The process- or thread-per-task model simplifies servicing a request because you can treat it as a single, linear task that runs from start to finish and stops when it needs to wait for something to happen. The trade-off is that any time the task blocks or the OS decides its time slice is up, there has to be a context switch between what was running and what will be. Every cycle you spend doing a context switch is a cycle you can't spend doing work, and there may be several of them involved in servicing a single request.

Programs that bill themselves as event-driven or asynchronous tend to treat work as a unit of data (i.e., a structure with information about the task at hand) rather than a unit of execution (i.e., a process or thread). That means putting running worker threads on multiple cores that pull work units from a queue, handle some part of the job as described by the data and set it aside until the next thing happens. When the next thing does happen, whatever detected it just updates the task's information and puts it back on the queue to be handled.

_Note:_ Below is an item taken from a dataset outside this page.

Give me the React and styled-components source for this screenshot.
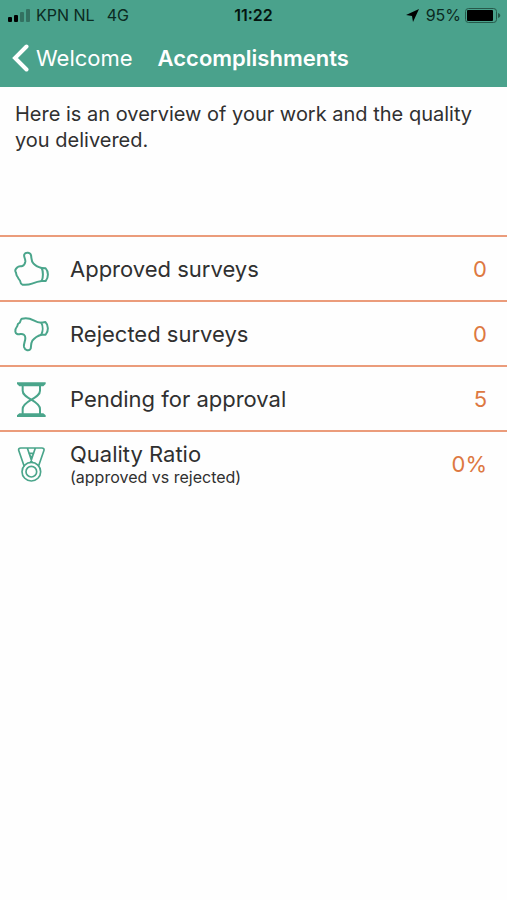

Doing this reclaims all of the managing of state that was being done by the OS and puts it in the hands of the program. The worker ends up a bit more complex, but because the state management can be tailored for the application, it ends up being a lot less ham-fisted (and therefore less expensive) than the wholesale register-and-stack swap you get during a context switch. The OS can still force a context switch or the thread can voluntarily yield if it runs out of work, but either of those is a much-less-common event than the handful of them you'd get per request in the per-thread model. This is a bit of an oversimplification, as there are other things you can do within this model to get even more out of the processors you have, but they're outside the scope of this answer.

That said, it is possible to write an event-driven program that uses the thread-per-task model, and it will have all of the same inefficiencies.